Abraham and Sarah had known each other all their lives. They were married for many many decades. Their lives were totally entwined, as one. They were perhaps a paradigm of the ideal couple with unbounded faith in one G-d. Sarah died immediately following the above-mentioned story of the near sacrifice of Isaac, which must also have been extremely stressful. Despite his rock-solid trust in G-d, Abraham must still have been left a bit dazed. And then he receives word that Sarah is dead in Hebron.
Abraham hurries back to plan her burial and seeks out Efron the Hittite in order to purchase the field and adjacent caves of Machpela. The negotiations are complex, and conclude with a demand for four hundred silver shekels, which today is in the vicinity of seven hundred thousand dollars. How did Abraham, following the Akedah and the death of Sarah, have the peace of mind to successfully conclude this deal? He could have accepted the caves for free, but declined, knowing that possession requires purchase; a signed contract, payment, and witnesses. He could have passed up the caves, interring Sarah elsewhere. But Abraham held his own, refusing to compromise the principals he himself defined, and finished the acquisition.
Why? Because he knew the value of this so sacred a site, the original burial place of Adam and Eve, the entrance to the Garden of Eden, the doorway to paradise.
Here too, Abraham instilled within the Jewish people an element of faity, lasting to this very day; a devotion beginning with Hebron but spreading far and wide, leading through Jerusalem and all Eretz Yisrael.
What trials and tribulations have Jews not faced while trying live in our land? We have been exiled and murdered. Our holy places were declared ‘off-limits.’ A mosque was built on Temple Mount, site of Beit HaMikdash, the holy Temple. Jews were prevented from entering Ma’arat HaMachpela for seven centuries. And only a few years ago Joseph’s tomb was abandoned and destroyed.
Yet we are not a people to give up. We never lost hope, never said never, and notwithstanding the tremendous hardships, arrive back home and declared a state.
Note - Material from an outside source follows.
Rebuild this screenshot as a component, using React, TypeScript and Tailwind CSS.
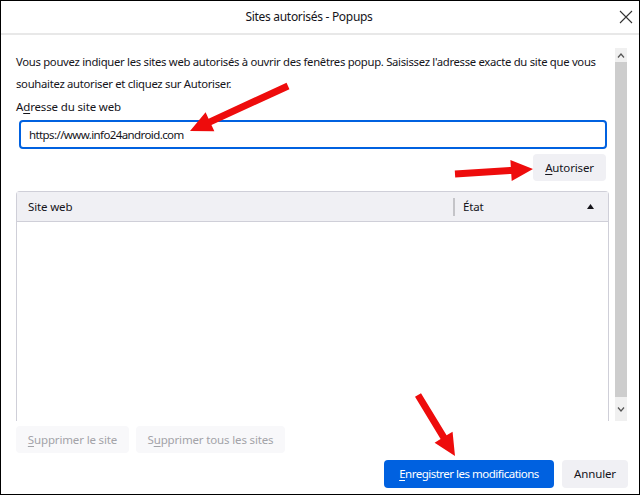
import React from 'react';

const font = { fontFamily: '"Segoe UI", "Noto Sans", sans-serif' };

function arrowPoints(tx: number, ty: number, hx: number, hy: number) {
  const dx = hx - tx;
  const dy = hy - ty;
  const len = Math.hypot(dx, dy);
  const ux = dx / len;
  const uy = dy / len;
  const px = -uy;
  const py = ux;
  const shaft = 3.5;
  const head = 10.5;
  const headLen = 22;
  const bx = hx - ux * headLen;
  const by = hy - uy * headLen;
  const pts = [
    [tx + px * shaft, ty + py * shaft],
    [bx + px * shaft, by + py * shaft],
    [bx + px * head, by + py * head],
    [hx, hy],
    [bx - px * head, by - py * head],
    [bx - px * shaft, by - py * shaft],
    [tx - px * shaft, ty - py * shaft],
  ];
  return pts.map((p) => p.join(',')).join(' ');
}

function U({ children }: { children: React.ReactNode }) {
  return <span className="underline underline-offset-2">{children}</span>;
}

export default function App() {
  return (
    <div
      className="relative flex h-[495px] w-[640px] flex-col overflow-hidden border border-black bg-white text-[11.5px] tracking-[-0.15px] text-[#15141a]"
      style={font}
    >
      {/* title bar */}
      <div className="relative flex h-[34px] shrink-0 items-center justify-center border-b-2 border-[#e8e8e8] pr-[22px] text-[12px] tracking-[-0.3px]">
        Sites autorisés - Popups
        <svg className="absolute right-[6px] top-[9px]" width="14" height="14" viewBox="0 0 14 14">
          <path d="M1 1 L13 13 M13 1 L1 13" stroke="#333" strokeWidth="1.1" fill="none" />
        </svg>
      </div>

      {/* scrolling content */}
      <div className="flex h-[386px] shrink-0">
        <div className="flex w-[608px] flex-col pl-[15px]">
          <p className="mt-[16px] text-[11.3px] leading-[22px] tracking-[-0.3px]">
            Vous pouvez indiquer les sites web autorisés à ouvrir des fenêtres popup. Saisissez l'adresse exacte du site que vous souhaitez autoriser et cliquez sur Autoriser.
          </p>
          <div className="mt-[3px] leading-[18px]">
            A<U>d</U>resse du site web
          </div>
          <div className="ml-[3px] mr-[2px] mt-[4px] flex h-[29px] items-center rounded-[4px] border-2 border-[#0061e0] px-[8px] tracking-[-0.6px]">
            https://www.info24android.com
          </div>
          <div className="mr-[3px] mt-[5px] flex justify-end">
            <div className="flex h-[27px] w-[73px] items-center justify-center rounded-[4px] bg-[#f0f0f4]">
              <U>A</U>utoriser
            </div>
          </div>
          <div className="mt-[10px] flex flex-1 flex-col rounded-t-[4px] border border-b-0 border-[#cfcfd8]">
            <div className="flex h-[30px] items-center border-b border-[#cfcfd8] bg-[#f0f0f4]">
              <div className="flex-1 pl-[11px]">Site web</div>
              <div className="h-[18px] w-[2px] bg-[#c4c4c8]" />
              <div className="flex w-[153px] items-center justify-between pl-[8px] pr-[14px]">
                <span>État</span>
                <svg width="7" height="5" viewBox="0 0 7 5">
                  <path d="M0 5 L3.5 0 L7 5 Z" fill="#15141a" />
                </svg>
              </div>
            </div>
            <div className="flex-1 bg-white" />
          </div>
        </div>
        <div className="ml-[6px] mt-[13px] flex w-[12px] flex-col bg-[#f0f0f0]">
          <div className="flex h-[14px] items-center justify-center">
            <svg width="8" height="5" viewBox="0 0 8 5">
              <path d="M1 4.5 L4 1 L7 4.5" stroke="#555" strokeWidth="1.2" fill="none" />
            </svg>
          </div>
          <div className="flex-1 bg-[#cdcdcd]" />
          <div className="flex h-[24px] items-center justify-center">
            <svg width="8" height="5" viewBox="0 0 8 5">
              <path d="M1 0.5 L4 4 L7 0.5" stroke="#555" strokeWidth="1.2" fill="none" />
            </svg>
          </div>
        </div>
      </div>

      {/* bottom buttons */}
      <div className="flex flex-col px-[15px]">
        <div className="mt-[5px] flex gap-[7px] text-[#a3a3a8]">
          <div className="flex h-[27px] w-[113px] items-center justify-center rounded-[4px] bg-[#f8f8fa]">
            <U>S</U>upprimer le site
          </div>
          <div className="flex h-[27px] w-[149px] items-center justify-center rounded-[4px] bg-[#f8f8fa]">
            S<U>u</U>pprimer tous les sites
          </div>
        </div>
        <div className="mr-[-4px] mt-[7px] flex justify-end gap-[8px]">
          <div className="flex h-[28px] w-[170px] items-center justify-center rounded-[4px] bg-[#0061e0] tracking-[-0.5px] text-white">
            <U>E</U>nregistrer les modifications
          </div>
          <div className="flex h-[28px] w-[66px] items-center justify-center rounded-[4px] bg-[#f0f0f4]">
            Annuler
          </div>
        </div>
      </div>

      {/* red annotation arrows */}
      <svg className="pointer-events-none absolute left-[-1px] top-[-1px]" width="640" height="495" viewBox="0 0 640 495">
        <polygon points={arrowPoints(288, 86, 190, 131)} fill="#ee0c0c" />
        <polygon points={arrowPoints(455, 174, 533, 169)} fill="#ee0c0c" />
        <polygon points={arrowPoints(418, 395, 455, 456)} fill="#ee0c0c" />
      </svg>
    </div>
  );
}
Hebron is an excellent example. Following the 1929 riots and massacre who ever believed that Jews could ever again live in Hebron? But home we came. Following the Hebron Accords, when eighty percent of the city was transferred to Arafat and the PA, who expected Jews to remain in this ancient city? But we stayed. When the second intifada, which I call the ‘Olso War’ began on the eve of Rosh HaShana in the year 2000, and snipers shot from the surrounding hills into the Jewish neighborhoods in Hebron for two and a half years, who could have imagined that the community would continue to not only exist, but thrive? But thrive we did. And continue doing so at the present.
This past week of Succot well over 50,000 Jews visited Hebron. This isn’t the first time such huge numbers of people throng to Hebron. Almost every holiday season, Passover and Succot, tens of thousands worship at Machpela and walk through the streets to the various Jewish neighborhoods: Tel Hebron, Beit Hadassah, Beit Romano-Yeshivat Shavei Hevron and the Avraham Avinu quarter. This is Am Yisrael, remembering our past and looking to our future.
The three annual holidays, Passover, Shavuot and Succot, are called, in Hebrew, ‘Regalim’ which literally means ‘legs.’ Yet a table cannot rest on three legs, it would be much too shaky and fall. So, what is the ‘fourth regel’ the fourth ‘leg’ on which we rest? Clearly the fourth leg is the Jewish people, a nation imbued with a faith which commenced at the very beginning of our existence, starting with the first Jew, the first believer, Abraham. These are our four ‘legs,’ the stability of our existence, and the insurance of our eternity, in our land, forever.